Let's say the Toronto Maple Leafs give a $5 million, 1-year offer sheet to Schneider.

The compensation level would be a first- and a third-round pick in 2013 should the Canucks choose not to match. But that's not why the Leafs go down this road; they do it with the expectation the Canucks match, with the hope that Luongo's pried loose and they're the only destination he'll choose.

Would Schneider sign it? Perhaps. The 1-year deal would carry a significantly higher salary than his arbitration salary, should the Canucks and their goalie reach that point after the five-day offer sheet period.

But more importantly, a 1-year contract takes Schneider through his 27th birthday in March 2013, and it expires that summer — when he reaches unrestricted free agency.
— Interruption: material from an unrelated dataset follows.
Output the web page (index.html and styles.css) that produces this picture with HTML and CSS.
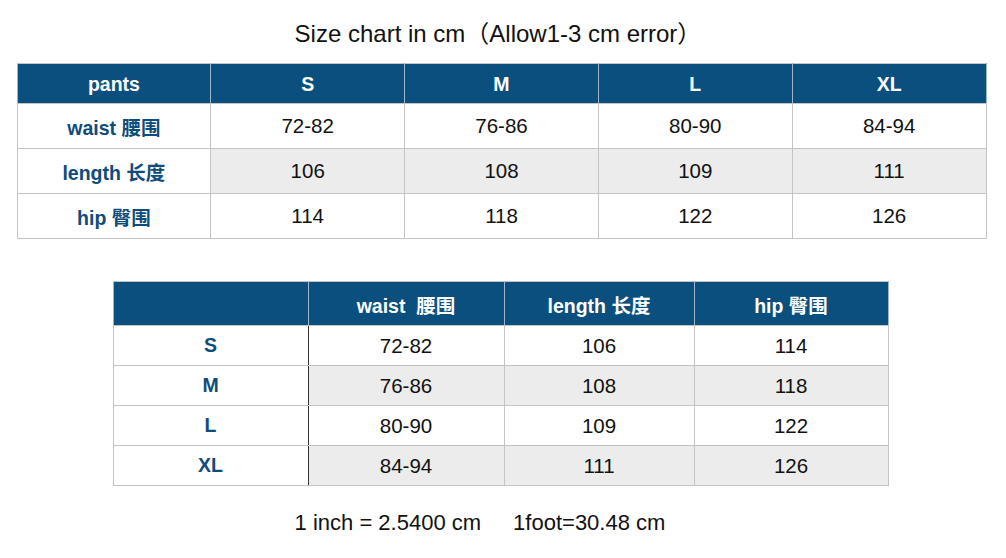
FILE: index.html
```html
<!DOCTYPE html>
<html>
<head>
<meta charset="utf-8">
<link rel="stylesheet" href="styles.css">
</head>
<body>
<div class="page">
  <h1 class="title">Size chart in cm（Allow1-3 cm error）</h1>
  <table class="chart chart-wide">
    <thead>
      <tr><th>pants</th><th>S</th><th>M</th><th>L</th><th>XL</th></tr>
    </thead>
    <tbody>
      <tr><td class="label">waist 腰围</td><td>72-82</td><td>76-86</td><td>80-90</td><td>84-94</td></tr>
      <tr class="alt"><td class="label">length 长度</td><td>106</td><td>108</td><td>109</td><td>111</td></tr>
      <tr><td class="label">hip 臀围</td><td>114</td><td>118</td><td>122</td><td>126</td></tr>
    </tbody>
  </table>
  <table class="chart chart-narrow">
    <colgroup>
      <col class="c1"><col class="c2"><col class="c3"><col class="c4">
    </colgroup>
    <thead>
      <tr><th></th><th>waist&nbsp; 腰围</th><th>length 长度</th><th>hip 臀围</th></tr>
    </thead>
    <tbody>
      <tr><td class="label dark">S</td><td>72-82</td><td>106</td><td>114</td></tr>
      <tr class="alt"><td class="label dark">M</td><td>76-86</td><td>108</td><td>118</td></tr>
      <tr><td class="label dark">L</td><td>80-90</td><td>109</td><td>122</td></tr>
      <tr class="alt"><td class="label dark">XL</td><td>84-94</td><td>111</td><td>126</td></tr>
    </tbody>
  </table>
  <p class="note">1 inch = 2.5400 cm<span class="gap"></span>1foot=30.48 cm</p>
</div>
</body>
</html>
```

FILE: styles.css
```css
html, body {
  margin: 0;
  padding: 0;
  background: #ffffff;
}
body {
  font-family: "Liberation Sans", Arial, "Noto Sans CJK SC", sans-serif;
  color: #111111;
}
.page {
  width: 1006px;
  display: flex;
  flex-direction: column;
  align-items: center;
}
.title {
  margin: 21px 0 0 0;
  padding-right: 10px;
  font-size: 24px;
  font-weight: normal;
  line-height: 26px;
  height: 26px;
}
.chart {
  border-collapse: collapse;
  table-layout: fixed;
  font-size: 20.5px;
}
.chart th {
  background: #0b4f7e;
  color: #ffffff;
  font-weight: bold;
  font-size: 19.5px;
  border: 1px solid #c4c4c4;
  border-left-color: #9fb6c8;
  border-right-color: #9fb6c8;
  padding: 2px 0 0 0;
  text-align: center;
}
.chart td {
  border: 1px solid #c4c4c4;
  padding: 0;
  text-align: center;
  background: #ffffff;
}
.chart tr.alt td {
  background: #ececec;
}
.chart tr.alt td.label,
.chart td.label {
  background: #ffffff;
  color: #0e4c7b;
  font-weight: bold;
  font-size: 19.5px;
}
.chart-wide {
  margin-top: 16px;
  margin-left: -3px;
  width: 970px;
}
.chart-wide th {
  height: 37px;
}
.chart-wide td {
  height: 44px;
}
.chart-narrow {
  margin-top: 42px;
  margin-left: -5px;
  width: 776px;
}
.chart-narrow .c1 { width: 195px; }
.chart-narrow .c2 { width: 196px; }
.chart-narrow .c3 { width: 190px; }
.chart-narrow .c4 { width: 194px; }
.chart-narrow th {
  height: 41px;
}
.chart-narrow td {
  height: 39px;
}
.chart-narrow td.dark {
  border-right: 1px solid #333333;
}
.note {
  margin: 24px 0 0 0;
  padding-right: 46px;
  font-size: 22px;
  line-height: 26px;
}
.gap {
  display: inline-block;
  width: 32px;
}
```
As one source told us recently about this scenario:

"You've effectively walked him out the door in Vancouver as a free agent."

Now, what if the Canucks panic, decide to keep Luongo and deal Schneider instead after matching the offer sheet? They can't, actually: The CBA mandates that the "prior club" that matches an offer sheet "may not trade that restricted free agent for a period of one year from the date it exercises its Right of First Refusal."

So even if they were sure he was going to test the market in Summer 2013, they'd be stuck with him.

What's the likelihood of this playing out? Who knows? It's all based on the assumption that Schneider would sign an offer sheet to make life uncomfortable for the team that's basically handed him the starting job. Which seems like a stretch.

If it's the Leafs that tender an offer sheet, it's to shake Luongo free rather than retain Schneider for a year. And that's contingent on whether Brian Burke is the guy who treats offer sheets as a "part of the CBA" or who wants to challenge general managers to barn fights when they offer sheet his guys. Because he's been both.

The Canucks are precariously juggling a Luongo trade with Schneider's free agency. But even if the Leafs forced their hand with an offer sheet, would Gillis ever turn around and deal with Burke? Or is this scenario known to both teams, which could lead to a Luongo trade sooner rather than in the middle of the Free Agent Frenzy and a potential offer sheet to Schneider?

It wouldn't be the first time Burke used the threat of an offer sheet to get the price he wanted, after all.